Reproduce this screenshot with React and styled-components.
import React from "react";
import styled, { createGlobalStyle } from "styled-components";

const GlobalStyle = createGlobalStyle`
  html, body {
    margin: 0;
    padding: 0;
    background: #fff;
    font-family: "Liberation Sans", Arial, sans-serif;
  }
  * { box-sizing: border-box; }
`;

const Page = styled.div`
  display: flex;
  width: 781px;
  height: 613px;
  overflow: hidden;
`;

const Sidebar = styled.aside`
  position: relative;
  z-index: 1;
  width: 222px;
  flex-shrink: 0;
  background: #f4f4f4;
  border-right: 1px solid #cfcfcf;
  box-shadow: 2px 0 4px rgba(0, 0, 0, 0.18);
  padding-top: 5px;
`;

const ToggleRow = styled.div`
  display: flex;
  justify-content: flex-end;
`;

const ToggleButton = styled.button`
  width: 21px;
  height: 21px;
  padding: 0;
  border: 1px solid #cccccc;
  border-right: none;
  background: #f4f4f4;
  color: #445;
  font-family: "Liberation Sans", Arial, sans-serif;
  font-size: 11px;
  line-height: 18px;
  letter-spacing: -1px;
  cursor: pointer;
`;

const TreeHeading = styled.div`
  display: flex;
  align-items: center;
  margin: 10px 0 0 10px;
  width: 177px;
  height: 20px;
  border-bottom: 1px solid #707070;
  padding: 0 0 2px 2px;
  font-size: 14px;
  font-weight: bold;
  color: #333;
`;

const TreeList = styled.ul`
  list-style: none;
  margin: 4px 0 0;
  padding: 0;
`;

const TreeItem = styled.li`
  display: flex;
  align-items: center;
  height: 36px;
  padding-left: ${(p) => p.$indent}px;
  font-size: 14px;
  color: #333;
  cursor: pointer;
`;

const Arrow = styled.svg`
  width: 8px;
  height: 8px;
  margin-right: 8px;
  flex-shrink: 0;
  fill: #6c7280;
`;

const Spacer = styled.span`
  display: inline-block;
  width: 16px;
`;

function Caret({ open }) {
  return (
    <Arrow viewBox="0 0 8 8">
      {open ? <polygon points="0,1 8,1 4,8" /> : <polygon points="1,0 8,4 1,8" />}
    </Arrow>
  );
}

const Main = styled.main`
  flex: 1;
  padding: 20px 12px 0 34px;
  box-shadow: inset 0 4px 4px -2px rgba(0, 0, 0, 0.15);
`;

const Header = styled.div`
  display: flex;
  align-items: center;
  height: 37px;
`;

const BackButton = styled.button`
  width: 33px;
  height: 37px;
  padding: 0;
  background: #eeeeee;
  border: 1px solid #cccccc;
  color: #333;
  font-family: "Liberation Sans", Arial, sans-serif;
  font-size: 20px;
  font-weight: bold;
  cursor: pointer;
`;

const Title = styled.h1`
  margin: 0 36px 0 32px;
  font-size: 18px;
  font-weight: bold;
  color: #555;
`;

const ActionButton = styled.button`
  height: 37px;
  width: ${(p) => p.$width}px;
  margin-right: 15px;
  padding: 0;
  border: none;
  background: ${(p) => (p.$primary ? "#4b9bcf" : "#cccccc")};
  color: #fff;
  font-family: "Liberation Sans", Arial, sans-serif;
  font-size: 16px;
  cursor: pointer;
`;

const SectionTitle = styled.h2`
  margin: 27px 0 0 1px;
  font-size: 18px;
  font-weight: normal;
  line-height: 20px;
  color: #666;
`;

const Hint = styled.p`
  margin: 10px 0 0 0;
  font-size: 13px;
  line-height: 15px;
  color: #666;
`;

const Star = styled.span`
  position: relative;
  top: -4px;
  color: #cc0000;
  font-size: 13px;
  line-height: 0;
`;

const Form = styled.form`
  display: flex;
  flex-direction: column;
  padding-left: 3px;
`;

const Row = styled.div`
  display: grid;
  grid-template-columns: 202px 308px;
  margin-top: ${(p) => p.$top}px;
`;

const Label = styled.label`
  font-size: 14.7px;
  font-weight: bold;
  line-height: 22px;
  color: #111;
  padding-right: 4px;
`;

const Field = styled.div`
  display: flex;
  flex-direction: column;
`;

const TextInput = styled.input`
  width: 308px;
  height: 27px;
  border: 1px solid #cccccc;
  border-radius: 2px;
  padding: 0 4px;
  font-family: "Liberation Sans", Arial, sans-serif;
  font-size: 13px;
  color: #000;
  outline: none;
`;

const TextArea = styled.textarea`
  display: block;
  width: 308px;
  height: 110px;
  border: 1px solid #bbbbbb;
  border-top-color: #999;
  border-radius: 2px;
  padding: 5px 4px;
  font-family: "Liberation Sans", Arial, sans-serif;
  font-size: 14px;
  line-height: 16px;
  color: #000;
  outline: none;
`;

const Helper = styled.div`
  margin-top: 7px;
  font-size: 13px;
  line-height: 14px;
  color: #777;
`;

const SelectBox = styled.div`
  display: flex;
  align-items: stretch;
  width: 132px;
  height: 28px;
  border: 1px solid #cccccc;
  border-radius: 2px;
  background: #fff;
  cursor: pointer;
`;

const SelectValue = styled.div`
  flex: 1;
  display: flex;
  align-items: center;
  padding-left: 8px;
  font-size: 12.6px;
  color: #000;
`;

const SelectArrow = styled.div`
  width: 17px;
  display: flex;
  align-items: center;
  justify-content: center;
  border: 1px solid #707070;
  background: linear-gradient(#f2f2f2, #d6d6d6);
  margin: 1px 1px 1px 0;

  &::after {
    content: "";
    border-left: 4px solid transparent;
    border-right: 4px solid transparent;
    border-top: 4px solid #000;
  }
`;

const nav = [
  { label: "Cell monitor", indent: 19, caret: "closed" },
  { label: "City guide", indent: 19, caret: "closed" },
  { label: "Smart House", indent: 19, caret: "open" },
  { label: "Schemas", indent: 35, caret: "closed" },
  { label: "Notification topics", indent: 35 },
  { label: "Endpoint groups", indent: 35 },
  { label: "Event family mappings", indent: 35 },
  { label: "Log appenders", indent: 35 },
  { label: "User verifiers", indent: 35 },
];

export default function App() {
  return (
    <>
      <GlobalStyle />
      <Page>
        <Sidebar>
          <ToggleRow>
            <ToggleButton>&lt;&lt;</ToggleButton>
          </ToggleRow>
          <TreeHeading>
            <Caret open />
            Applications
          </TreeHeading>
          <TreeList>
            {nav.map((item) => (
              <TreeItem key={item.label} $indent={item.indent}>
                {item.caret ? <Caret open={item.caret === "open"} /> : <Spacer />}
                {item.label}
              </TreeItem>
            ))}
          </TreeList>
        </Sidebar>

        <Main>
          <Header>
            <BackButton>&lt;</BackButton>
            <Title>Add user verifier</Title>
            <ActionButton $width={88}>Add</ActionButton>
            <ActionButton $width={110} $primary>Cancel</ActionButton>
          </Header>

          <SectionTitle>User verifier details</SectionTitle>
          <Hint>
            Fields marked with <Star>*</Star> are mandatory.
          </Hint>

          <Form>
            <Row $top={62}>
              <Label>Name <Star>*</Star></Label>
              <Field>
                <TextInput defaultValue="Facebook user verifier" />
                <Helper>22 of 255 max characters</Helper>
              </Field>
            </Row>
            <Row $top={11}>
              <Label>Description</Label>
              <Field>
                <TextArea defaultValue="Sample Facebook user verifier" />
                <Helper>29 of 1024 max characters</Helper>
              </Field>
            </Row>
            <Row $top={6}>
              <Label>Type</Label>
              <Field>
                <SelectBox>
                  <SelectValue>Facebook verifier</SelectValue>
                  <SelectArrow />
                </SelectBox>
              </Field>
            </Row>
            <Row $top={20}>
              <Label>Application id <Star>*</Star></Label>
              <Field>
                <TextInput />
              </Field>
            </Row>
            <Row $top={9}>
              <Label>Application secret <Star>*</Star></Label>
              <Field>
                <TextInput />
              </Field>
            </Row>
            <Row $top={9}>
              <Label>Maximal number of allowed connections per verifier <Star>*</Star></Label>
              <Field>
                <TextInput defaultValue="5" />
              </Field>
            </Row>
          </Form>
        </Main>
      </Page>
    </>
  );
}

+++

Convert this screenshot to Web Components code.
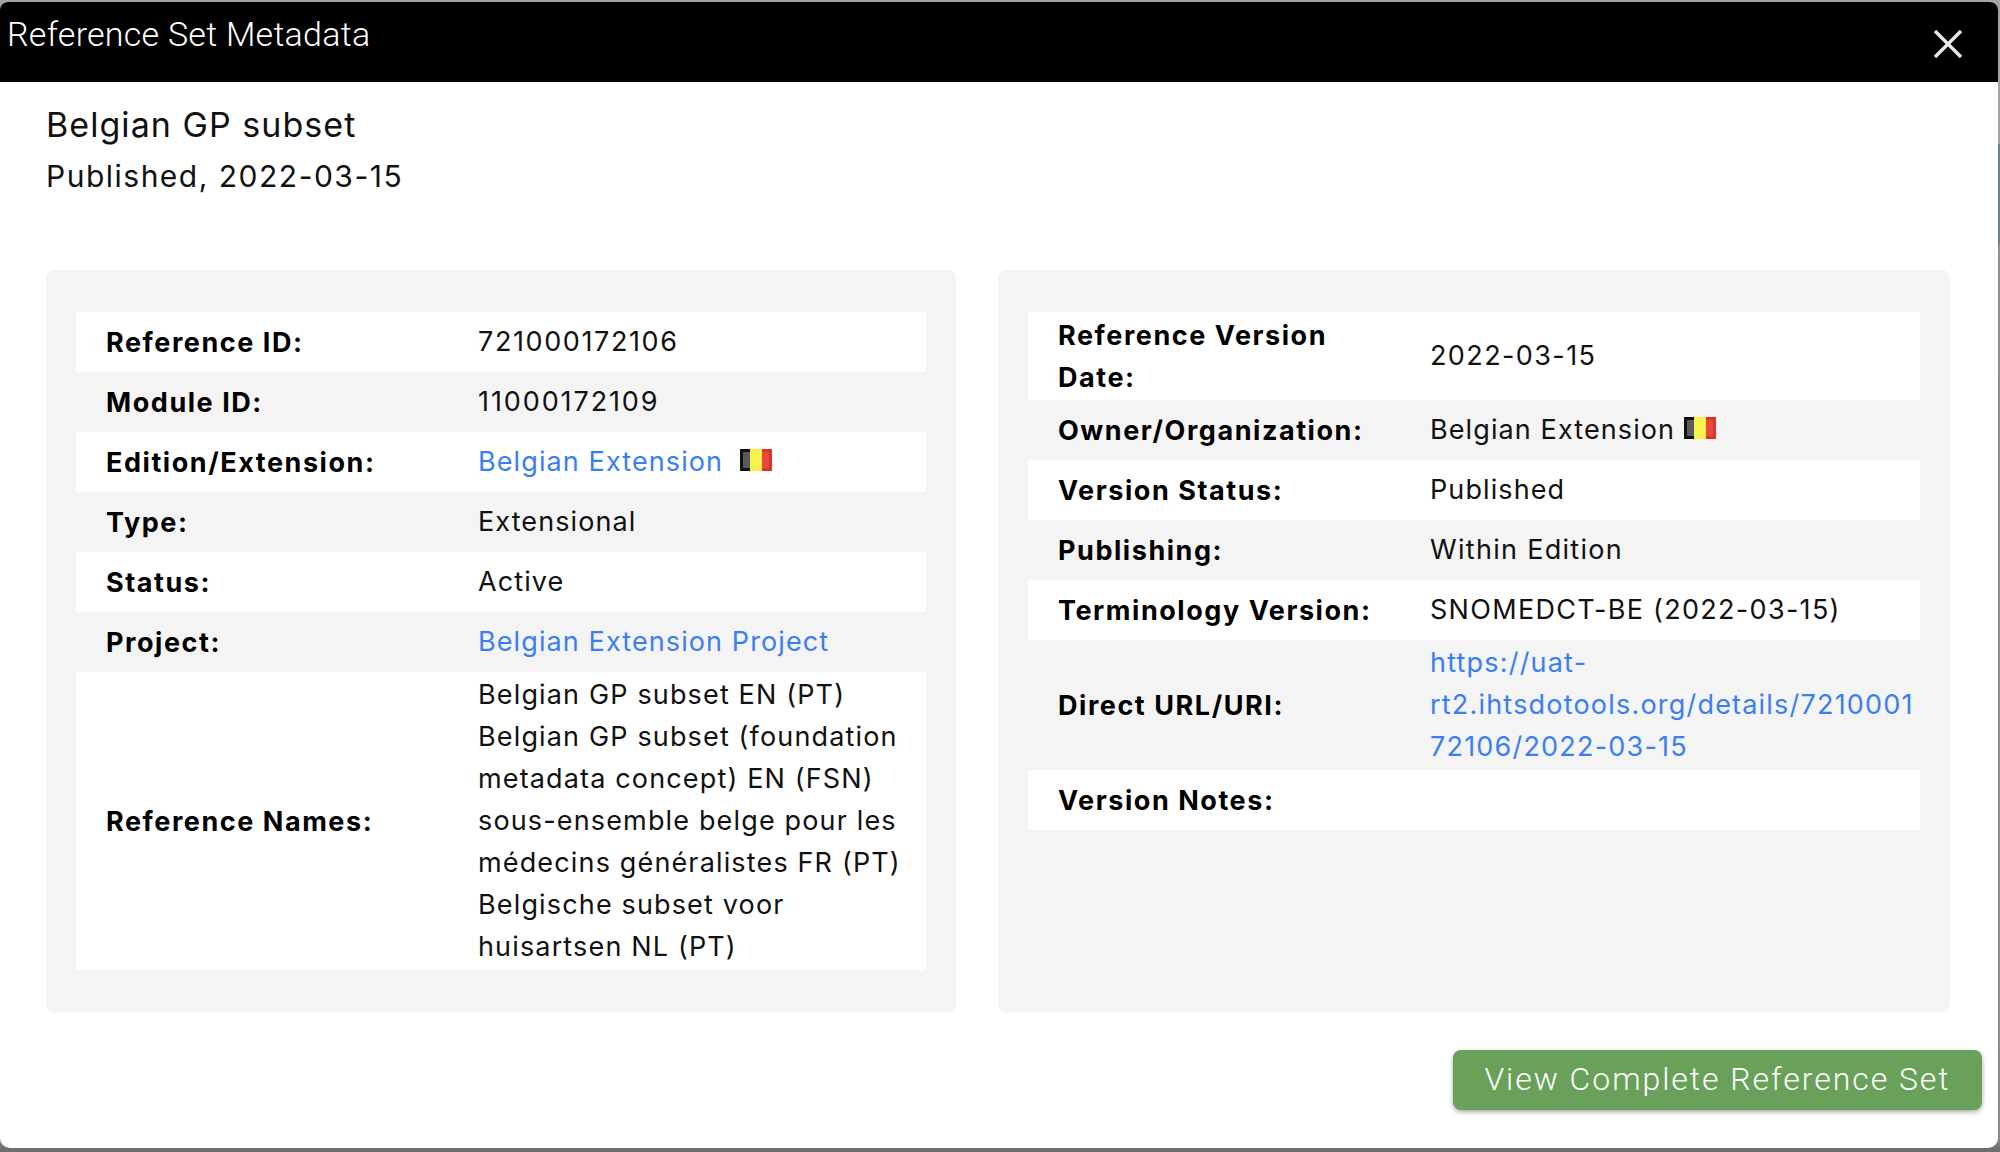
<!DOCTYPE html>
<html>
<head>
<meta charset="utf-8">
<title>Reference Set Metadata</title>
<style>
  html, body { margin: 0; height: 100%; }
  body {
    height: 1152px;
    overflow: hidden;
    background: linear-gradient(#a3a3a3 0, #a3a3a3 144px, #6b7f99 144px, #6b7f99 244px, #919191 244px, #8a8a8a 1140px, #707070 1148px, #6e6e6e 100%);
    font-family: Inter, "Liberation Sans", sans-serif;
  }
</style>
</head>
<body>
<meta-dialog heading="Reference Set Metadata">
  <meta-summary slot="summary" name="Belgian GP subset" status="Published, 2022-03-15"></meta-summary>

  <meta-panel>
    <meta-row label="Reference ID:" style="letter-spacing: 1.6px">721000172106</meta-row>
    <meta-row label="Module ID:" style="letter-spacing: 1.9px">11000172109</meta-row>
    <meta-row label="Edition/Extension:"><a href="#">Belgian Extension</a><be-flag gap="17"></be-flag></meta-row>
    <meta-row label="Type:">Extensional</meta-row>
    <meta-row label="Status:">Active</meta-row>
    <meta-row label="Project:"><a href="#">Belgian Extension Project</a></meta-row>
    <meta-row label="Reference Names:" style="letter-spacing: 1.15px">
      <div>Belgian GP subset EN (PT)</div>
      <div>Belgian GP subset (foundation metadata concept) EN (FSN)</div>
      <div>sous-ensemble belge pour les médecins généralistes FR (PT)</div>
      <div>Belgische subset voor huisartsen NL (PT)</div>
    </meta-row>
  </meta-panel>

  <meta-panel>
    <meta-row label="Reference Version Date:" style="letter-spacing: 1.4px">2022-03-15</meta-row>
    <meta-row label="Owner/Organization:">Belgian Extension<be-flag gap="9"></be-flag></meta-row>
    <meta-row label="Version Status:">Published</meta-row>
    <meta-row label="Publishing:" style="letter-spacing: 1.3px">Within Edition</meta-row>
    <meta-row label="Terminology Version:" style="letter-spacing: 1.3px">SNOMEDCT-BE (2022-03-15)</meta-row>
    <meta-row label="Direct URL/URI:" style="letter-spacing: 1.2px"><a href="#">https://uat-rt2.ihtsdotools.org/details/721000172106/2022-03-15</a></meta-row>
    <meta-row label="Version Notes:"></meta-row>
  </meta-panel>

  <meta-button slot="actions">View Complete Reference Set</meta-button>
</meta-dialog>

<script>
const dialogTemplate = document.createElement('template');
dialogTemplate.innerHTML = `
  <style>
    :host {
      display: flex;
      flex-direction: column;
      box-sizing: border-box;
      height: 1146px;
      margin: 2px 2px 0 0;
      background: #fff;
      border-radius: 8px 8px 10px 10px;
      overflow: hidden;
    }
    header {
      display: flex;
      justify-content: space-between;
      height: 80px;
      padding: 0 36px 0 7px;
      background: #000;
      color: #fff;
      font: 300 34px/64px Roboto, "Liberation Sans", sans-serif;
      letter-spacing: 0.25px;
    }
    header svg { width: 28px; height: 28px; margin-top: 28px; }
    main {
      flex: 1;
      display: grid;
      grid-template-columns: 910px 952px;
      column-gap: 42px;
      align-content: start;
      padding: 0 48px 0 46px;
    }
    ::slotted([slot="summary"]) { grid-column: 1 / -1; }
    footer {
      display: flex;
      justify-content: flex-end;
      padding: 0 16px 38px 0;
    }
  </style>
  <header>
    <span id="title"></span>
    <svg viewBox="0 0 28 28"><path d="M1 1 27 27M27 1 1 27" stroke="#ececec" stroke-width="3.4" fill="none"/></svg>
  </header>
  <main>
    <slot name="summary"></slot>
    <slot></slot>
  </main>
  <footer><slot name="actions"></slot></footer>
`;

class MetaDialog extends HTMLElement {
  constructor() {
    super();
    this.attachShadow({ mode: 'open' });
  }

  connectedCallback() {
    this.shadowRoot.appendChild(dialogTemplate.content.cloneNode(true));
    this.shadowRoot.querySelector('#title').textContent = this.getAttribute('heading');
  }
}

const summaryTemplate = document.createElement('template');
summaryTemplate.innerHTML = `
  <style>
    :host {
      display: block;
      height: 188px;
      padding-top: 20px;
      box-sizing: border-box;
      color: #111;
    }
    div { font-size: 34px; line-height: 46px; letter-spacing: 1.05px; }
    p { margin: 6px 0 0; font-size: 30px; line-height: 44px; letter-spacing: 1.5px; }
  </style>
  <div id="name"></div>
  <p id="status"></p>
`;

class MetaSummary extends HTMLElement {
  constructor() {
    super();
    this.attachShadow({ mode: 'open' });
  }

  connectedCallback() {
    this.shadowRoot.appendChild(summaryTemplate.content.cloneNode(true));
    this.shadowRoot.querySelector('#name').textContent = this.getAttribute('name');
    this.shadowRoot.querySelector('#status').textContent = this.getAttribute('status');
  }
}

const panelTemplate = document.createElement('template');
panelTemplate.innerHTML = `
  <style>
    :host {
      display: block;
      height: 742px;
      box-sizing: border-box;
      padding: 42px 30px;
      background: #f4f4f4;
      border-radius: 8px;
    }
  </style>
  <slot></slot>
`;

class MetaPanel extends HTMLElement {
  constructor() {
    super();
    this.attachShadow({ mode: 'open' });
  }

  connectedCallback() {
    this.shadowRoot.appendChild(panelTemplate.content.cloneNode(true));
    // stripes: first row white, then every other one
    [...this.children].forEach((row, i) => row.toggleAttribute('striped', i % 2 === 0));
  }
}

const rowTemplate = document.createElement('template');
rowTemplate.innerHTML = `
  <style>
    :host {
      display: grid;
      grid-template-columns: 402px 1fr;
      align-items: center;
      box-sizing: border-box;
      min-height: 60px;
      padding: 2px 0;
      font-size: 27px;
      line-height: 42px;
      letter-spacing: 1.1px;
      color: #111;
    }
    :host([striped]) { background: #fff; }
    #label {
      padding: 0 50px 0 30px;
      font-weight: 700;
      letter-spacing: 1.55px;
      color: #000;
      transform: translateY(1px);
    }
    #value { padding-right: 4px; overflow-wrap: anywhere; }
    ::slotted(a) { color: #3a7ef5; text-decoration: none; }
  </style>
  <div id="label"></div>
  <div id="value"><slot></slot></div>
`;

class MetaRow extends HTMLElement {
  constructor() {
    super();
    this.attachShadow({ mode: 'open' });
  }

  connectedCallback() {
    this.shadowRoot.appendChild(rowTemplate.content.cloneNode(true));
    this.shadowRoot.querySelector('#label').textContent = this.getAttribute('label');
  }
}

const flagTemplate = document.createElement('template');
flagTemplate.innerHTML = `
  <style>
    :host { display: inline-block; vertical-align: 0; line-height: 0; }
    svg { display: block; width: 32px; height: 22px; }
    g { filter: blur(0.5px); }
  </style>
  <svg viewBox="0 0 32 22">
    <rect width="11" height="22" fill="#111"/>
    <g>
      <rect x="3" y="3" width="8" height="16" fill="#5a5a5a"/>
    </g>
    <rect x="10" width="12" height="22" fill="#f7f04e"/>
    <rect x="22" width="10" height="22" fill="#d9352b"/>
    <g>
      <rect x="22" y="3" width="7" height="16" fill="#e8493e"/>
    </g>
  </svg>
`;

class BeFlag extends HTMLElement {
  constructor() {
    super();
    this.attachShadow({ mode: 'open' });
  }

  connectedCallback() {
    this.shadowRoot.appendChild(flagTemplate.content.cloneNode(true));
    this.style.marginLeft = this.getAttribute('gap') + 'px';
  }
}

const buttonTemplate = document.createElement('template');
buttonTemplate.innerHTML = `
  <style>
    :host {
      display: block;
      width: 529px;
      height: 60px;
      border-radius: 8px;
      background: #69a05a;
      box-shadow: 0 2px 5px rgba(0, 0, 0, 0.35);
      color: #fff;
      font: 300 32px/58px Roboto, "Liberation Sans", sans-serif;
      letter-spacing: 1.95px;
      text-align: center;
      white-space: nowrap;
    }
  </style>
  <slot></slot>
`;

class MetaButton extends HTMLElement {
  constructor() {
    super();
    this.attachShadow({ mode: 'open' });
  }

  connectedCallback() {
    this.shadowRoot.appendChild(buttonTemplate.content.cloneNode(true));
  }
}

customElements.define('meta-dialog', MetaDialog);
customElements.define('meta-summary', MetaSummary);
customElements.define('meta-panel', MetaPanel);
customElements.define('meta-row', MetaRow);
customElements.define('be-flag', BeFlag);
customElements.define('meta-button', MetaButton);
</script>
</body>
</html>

+++

WRITTEN REQUEST
What count of lines in the listing contain the word "screenshot"? Reply with the number only.

RESPONSE FOR THIS EXERCISE
2